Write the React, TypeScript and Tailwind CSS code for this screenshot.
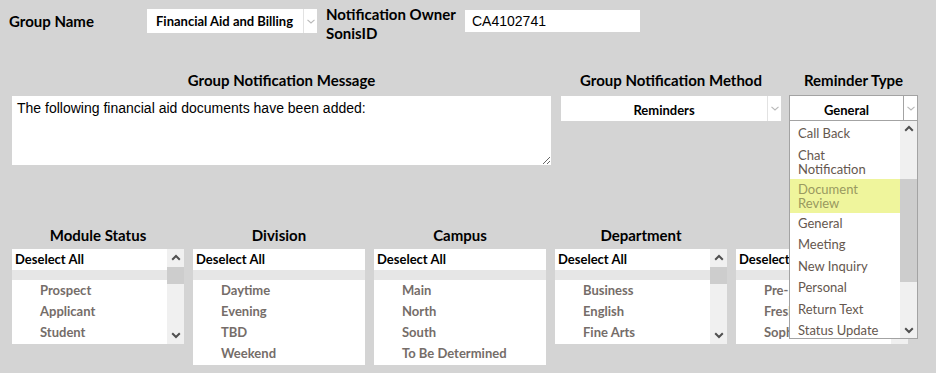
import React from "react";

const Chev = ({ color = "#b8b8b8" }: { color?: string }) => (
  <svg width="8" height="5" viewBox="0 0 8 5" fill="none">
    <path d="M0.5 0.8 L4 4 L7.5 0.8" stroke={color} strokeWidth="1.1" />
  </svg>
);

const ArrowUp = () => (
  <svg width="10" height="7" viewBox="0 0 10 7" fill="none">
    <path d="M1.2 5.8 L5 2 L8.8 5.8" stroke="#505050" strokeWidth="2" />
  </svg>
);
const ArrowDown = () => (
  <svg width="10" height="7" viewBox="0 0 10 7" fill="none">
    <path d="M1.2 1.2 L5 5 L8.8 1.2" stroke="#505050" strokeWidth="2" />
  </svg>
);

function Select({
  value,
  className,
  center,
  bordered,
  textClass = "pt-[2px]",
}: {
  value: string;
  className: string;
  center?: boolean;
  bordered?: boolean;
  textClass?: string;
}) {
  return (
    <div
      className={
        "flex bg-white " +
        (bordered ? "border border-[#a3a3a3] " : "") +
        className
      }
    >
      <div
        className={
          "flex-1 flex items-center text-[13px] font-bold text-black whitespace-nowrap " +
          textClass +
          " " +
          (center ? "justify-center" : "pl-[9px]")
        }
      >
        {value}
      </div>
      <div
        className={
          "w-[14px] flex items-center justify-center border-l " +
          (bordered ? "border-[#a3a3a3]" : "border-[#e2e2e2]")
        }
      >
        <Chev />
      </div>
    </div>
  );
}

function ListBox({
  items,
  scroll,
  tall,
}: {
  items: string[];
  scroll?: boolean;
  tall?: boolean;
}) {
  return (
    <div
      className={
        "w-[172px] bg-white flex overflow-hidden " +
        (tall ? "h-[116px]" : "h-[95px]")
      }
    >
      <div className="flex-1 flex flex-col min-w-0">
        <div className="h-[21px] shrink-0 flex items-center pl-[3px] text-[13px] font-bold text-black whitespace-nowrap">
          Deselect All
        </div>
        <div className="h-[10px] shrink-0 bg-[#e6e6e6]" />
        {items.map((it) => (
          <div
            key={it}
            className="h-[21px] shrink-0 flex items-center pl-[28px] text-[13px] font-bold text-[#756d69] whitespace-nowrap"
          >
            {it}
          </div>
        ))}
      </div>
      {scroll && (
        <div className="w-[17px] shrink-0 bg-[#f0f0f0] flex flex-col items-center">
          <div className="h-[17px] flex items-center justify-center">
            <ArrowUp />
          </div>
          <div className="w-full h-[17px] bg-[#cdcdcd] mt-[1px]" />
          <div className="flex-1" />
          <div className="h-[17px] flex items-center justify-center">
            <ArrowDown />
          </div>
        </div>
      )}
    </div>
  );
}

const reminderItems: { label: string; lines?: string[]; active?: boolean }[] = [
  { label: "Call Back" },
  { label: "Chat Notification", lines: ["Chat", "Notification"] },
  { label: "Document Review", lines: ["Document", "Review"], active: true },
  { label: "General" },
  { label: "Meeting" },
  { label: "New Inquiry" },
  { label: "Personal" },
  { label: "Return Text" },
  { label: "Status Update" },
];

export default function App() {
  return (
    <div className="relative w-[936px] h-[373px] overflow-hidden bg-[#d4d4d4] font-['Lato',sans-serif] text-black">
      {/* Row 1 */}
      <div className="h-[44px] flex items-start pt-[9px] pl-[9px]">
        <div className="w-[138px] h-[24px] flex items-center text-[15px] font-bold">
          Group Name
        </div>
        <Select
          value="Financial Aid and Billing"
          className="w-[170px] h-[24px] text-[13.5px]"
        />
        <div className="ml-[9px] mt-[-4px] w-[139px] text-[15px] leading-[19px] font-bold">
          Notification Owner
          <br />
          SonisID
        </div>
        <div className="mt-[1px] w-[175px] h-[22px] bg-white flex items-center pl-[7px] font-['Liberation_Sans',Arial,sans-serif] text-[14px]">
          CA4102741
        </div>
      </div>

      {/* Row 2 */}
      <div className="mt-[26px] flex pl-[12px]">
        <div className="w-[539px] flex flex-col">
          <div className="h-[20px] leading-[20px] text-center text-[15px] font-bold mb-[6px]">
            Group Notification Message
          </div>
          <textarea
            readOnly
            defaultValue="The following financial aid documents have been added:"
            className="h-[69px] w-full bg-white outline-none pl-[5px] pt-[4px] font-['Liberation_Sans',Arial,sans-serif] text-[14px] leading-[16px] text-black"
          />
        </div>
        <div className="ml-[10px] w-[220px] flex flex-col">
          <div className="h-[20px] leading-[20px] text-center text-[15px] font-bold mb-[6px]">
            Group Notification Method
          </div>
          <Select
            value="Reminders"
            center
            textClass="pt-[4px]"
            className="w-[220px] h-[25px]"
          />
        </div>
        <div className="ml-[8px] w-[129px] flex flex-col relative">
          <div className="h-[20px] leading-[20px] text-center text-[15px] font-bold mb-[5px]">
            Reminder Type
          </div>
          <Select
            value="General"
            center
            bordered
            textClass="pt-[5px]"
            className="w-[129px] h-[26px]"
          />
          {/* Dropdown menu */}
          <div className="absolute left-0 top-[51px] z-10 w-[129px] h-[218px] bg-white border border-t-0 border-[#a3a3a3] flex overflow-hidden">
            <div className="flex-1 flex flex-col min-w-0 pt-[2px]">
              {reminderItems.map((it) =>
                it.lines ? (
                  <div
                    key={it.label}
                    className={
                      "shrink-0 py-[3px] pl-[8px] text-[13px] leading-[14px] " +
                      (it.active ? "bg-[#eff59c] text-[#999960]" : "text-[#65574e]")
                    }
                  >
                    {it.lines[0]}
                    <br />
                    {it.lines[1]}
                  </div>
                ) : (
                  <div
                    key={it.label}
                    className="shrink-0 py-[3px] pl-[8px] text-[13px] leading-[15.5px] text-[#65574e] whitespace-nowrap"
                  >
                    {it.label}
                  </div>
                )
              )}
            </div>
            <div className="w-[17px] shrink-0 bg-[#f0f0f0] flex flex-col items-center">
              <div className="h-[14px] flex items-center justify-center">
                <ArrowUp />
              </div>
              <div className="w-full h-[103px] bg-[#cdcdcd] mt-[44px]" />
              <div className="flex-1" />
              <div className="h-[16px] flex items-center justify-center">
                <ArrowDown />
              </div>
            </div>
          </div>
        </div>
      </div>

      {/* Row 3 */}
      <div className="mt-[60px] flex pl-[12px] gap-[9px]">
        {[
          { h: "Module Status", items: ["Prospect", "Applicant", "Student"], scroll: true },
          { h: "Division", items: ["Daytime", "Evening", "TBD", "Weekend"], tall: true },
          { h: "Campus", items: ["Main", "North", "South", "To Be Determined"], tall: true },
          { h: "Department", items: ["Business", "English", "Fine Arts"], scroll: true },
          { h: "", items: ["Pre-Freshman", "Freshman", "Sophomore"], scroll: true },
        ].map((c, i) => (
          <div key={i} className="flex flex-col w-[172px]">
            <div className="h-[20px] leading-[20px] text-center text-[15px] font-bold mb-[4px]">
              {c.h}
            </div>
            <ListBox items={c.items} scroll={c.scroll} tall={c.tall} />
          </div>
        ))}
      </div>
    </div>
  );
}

################

Given problem.
Give the material again exactly as it is, but keep the pictures out.

Task solution.
Write the React, TypeScript and Tailwind CSS code for this screenshot.
import React from "react";

const Chev = ({ color = "#b8b8b8" }: { color?: string }) => (
  <svg width="8" height="5" viewBox="0 0 8 5" fill="none">
    <path d="M0.5 0.8 L4 4 L7.5 0.8" stroke={color} strokeWidth="1.1" />
  </svg>
);

const ArrowUp = () => (
  <svg width="10" height="7" viewBox="0 0 10 7" fill="none">
    <path d="M1.2 5.8 L5 2 L8.8 5.8" stroke="#505050" strokeWidth="2" />
  </svg>
);
const ArrowDown = () => (
  <svg width="10" height="7" viewBox="0 0 10 7" fill="none">
    <path d="M1.2 1.2 L5 5 L8.8 1.2" stroke="#505050" strokeWidth="2" />
  </svg>
);

function Select({
  value,
  className,
  center,
  bordered,
  textClass = "pt-[2px]",
}: {
  value: string;
  className: string;
  center?: boolean;
  bordered?: boolean;
  textClass?: string;
}) {
  return (
    <div
      className={
        "flex bg-white " +
        (bordered ? "border border-[#a3a3a3] " : "") +
        className
      }
    >
      <div
        className={
          "flex-1 flex items-center text-[13px] font-bold text-black whitespace-nowrap " +
          textClass +
          " " +
          (center ? "justify-center" : "pl-[9px]")
        }
      >
        {value}
      </div>
      <div
        className={
          "w-[14px] flex items-center justify-center border-l " +
          (bordered ? "border-[#a3a3a3]" : "border-[#e2e2e2]")
        }
      >
        <Chev />
      </div>
    </div>
  );
}

function ListBox({
  items,
  scroll,
  tall,
}: {
  items: string[];
  scroll?: boolean;
  tall?: boolean;
}) {
  return (
    <div
      className={
        "w-[172px] bg-white flex overflow-hidden " +
        (tall ? "h-[116px]" : "h-[95px]")
      }
    >
      <div className="flex-1 flex flex-col min-w-0">
        <div className="h-[21px] shrink-0 flex items-center pl-[3px] text-[13px] font-bold text-black whitespace-nowrap">
          Deselect All
        </div>
        <div className="h-[10px] shrink-0 bg-[#e6e6e6]" />
        {items.map((it) => (
          <div
            key={it}
            className="h-[21px] shrink-0 flex items-center pl-[28px] text-[13px] font-bold text-[#756d69] whitespace-nowrap"
          >
            {it}
          </div>
        ))}
      </div>
      {scroll && (
        <div className="w-[17px] shrink-0 bg-[#f0f0f0] flex flex-col items-center">
          <div className="h-[17px] flex items-center justify-center">
            <ArrowUp />
          </div>
          <div className="w-full h-[17px] bg-[#cdcdcd] mt-[1px]" />
          <div className="flex-1" />
          <div className="h-[17px] flex items-center justify-center">
            <ArrowDown />
          </div>
        </div>
      )}
    </div>
  );
}

const reminderItems: { label: string; lines?: string[]; active?: boolean }[] = [
  { label: "Call Back" },
  { label: "Chat Notification", lines: ["Chat", "Notification"] },
  { label: "Document Review", lines: ["Document", "Review"], active: true },
  { label: "General" },
  { label: "Meeting" },
  { label: "New Inquiry" },
  { label: "Personal" },
  { label: "Return Text" },
  { label: "Status Update" },
];

export default function App() {
  return (
    <div className="relative w-[936px] h-[373px] overflow-hidden bg-[#d4d4d4] font-['Lato',sans-serif] text-black">
      {/* Row 1 */}
      <div className="h-[44px] flex items-start pt-[9px] pl-[9px]">
        <div className="w-[138px] h-[24px] flex items-center text-[15px] font-bold">
          Group Name
        </div>
        <Select
          value="Financial Aid and Billing"
          className="w-[170px] h-[24px] text-[13.5px]"
        />
        <div className="ml-[9px] mt-[-4px] w-[139px] text-[15px] leading-[19px] font-bold">
          Notification Owner
          <br />
          SonisID
        </div>
        <div className="mt-[1px] w-[175px] h-[22px] bg-white flex items-center pl-[7px] font-['Liberation_Sans',Arial,sans-serif] text-[14px]">
          CA4102741
        </div>
      </div>

      {/* Row 2 */}
      <div className="mt-[26px] flex pl-[12px]">
        <div className="w-[539px] flex flex-col">
          <div className="h-[20px] leading-[20px] text-center text-[15px] font-bold mb-[6px]">
            Group Notification Message
          </div>
          <textarea
            readOnly
            defaultValue="The following financial aid documents have been added:"
            className="h-[69px] w-full bg-white outline-none pl-[5px] pt-[4px] font-['Liberation_Sans',Arial,sans-serif] text-[14px] leading-[16px] text-black"
          />
        </div>
        <div className="ml-[10px] w-[220px] flex flex-col">
          <div className="h-[20px] leading-[20px] text-center text-[15px] font-bold mb-[6px]">
            Group Notification Method
          </div>
          <Select
            value="Reminders"
            center
            textClass="pt-[4px]"
            className="w-[220px] h-[25px]"
          />
        </div>
        <div className="ml-[8px] w-[129px] flex flex-col relative">
          <div className="h-[20px] leading-[20px] text-center text-[15px] font-bold mb-[5px]">
            Reminder Type
          </div>
          <Select
            value="General"
            center
            bordered
            textClass="pt-[5px]"
            className="w-[129px] h-[26px]"
          />
          {/* Dropdown menu */}
          <div className="absolute left-0 top-[51px] z-10 w-[129px] h-[218px] bg-white border border-t-0 border-[#a3a3a3] flex overflow-hidden">
            <div className="flex-1 flex flex-col min-w-0 pt-[2px]">
              {reminderItems.map((it) =>
                it.lines ? (
                  <div
                    key={it.label}
                    className={
                      "shrink-0 py-[3px] pl-[8px] text-[13px] leading-[14px] " +
                      (it.active ? "bg-[#eff59c] text-[#999960]" : "text-[#65574e]")
                    }
                  >
                    {it.lines[0]}
                    <br />
                    {it.lines[1]}
                  </div>
                ) : (
                  <div
                    key={it.label}
                    className="shrink-0 py-[3px] pl-[8px] text-[13px] leading-[15.5px] text-[#65574e] whitespace-nowrap"
                  >
                    {it.label}
                  </div>
                )
              )}
            </div>
            <div className="w-[17px] shrink-0 bg-[#f0f0f0] flex flex-col items-center">
              <div className="h-[14px] flex items-center justify-center">
                <ArrowUp />
              </div>
              <div className="w-full h-[103px] bg-[#cdcdcd] mt-[44px]" />
              <div className="flex-1" />
              <div className="h-[16px] flex items-center justify-center">
                <ArrowDown />
              </div>
            </div>
          </div>
        </div>
      </div>

      {/* Row 3 */}
      <div className="mt-[60px] flex pl-[12px] gap-[9px]">
        {[
          { h: "Module Status", items: ["Prospect", "Applicant", "Student"], scroll: true },
          { h: "Division", items: ["Daytime", "Evening", "TBD", "Weekend"], tall: true },
          { h: "Campus", items: ["Main", "North", "South", "To Be Determined"], tall: true },
          { h: "Department", items: ["Business", "English", "Fine Arts"], scroll: true },
          { h: "", items: ["Pre-Freshman", "Freshman", "Sophomore"], scroll: true },
        ].map((c, i) => (
          <div key={i} className="flex flex-col w-[172px]">
            <div className="h-[20px] leading-[20px] text-center text-[15px] font-bold mb-[4px]">
              {c.h}
            </div>
            <ListBox items={c.items} scroll={c.scroll} tall={c.tall} />
          </div>
        ))}
      </div>
    </div>
  );
}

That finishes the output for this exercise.